Susan (McCarthy) is a desk-bound agent at CIA headquarters, guiding super-spy Bradley (Law) through his paces half a world away. She and her best pal colleague Nancy (Hart) long to get out into the field, and Susan gets her chance when their boss (Janney) needs an operative who isn't known to the villainous Rayna (Byrne). Undercover, Susan heads to Paris, Rome and then Budapest, tracking Rayna to the dealer (Cannavale) who wants to buy a stolen nuke. But Susan's mission is complicated by rogue agent Rick (Statham) and rather too-tactile local contact Aldo (Serafinowicz).
This is one of McCarthy's best characters yet, mainly because she never tries to make Susan into her usual abrasive slob.
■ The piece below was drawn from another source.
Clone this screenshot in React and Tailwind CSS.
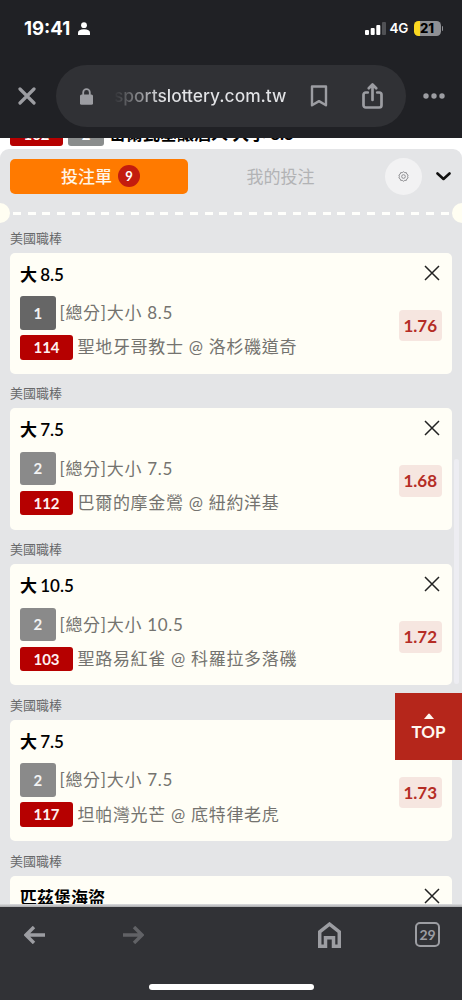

Susan is capable and smart, and has sharply pointed wit to match. Her banter with the other characters is perfectly timed, and graded differently depending on who she's talking to. For example, her scenes with Byrne go from quietly amusing to hysterically rude as Susan is forced to change her cover story with Rayna. All of the supporting cast is skilled enough to both keep up with McCarthy and to keep her on her toes.
Statham is particularly hilarious as he sends up his usual macho tough-guy persona, while Law does a terrific wannabe James Bond pastiche and Cannavale lends a bit of swagger to the shady baddie. Other roles actually have some comical complexity, including Byrne's tetchy villain, Hart's gung-ho pal and even Sarafinowicz's leery Italian. And of course Janney is simply fabulous, stealing each of her relatively few scenes.
Instead of a spoof, Feig cleverly makes sure he's making a properly exciting spy romp that just happens to be consistently funny. There are plenty of inspired running gags (such as the vermin infestation in the CIA basement), but most of the humour comes from the characters themselves. Meanwhile, the story charges forward with the momentum of a proper action blockbuster, all of which makes the story so involving that it's impossible to get to the end without hoping this is the start of a franchise.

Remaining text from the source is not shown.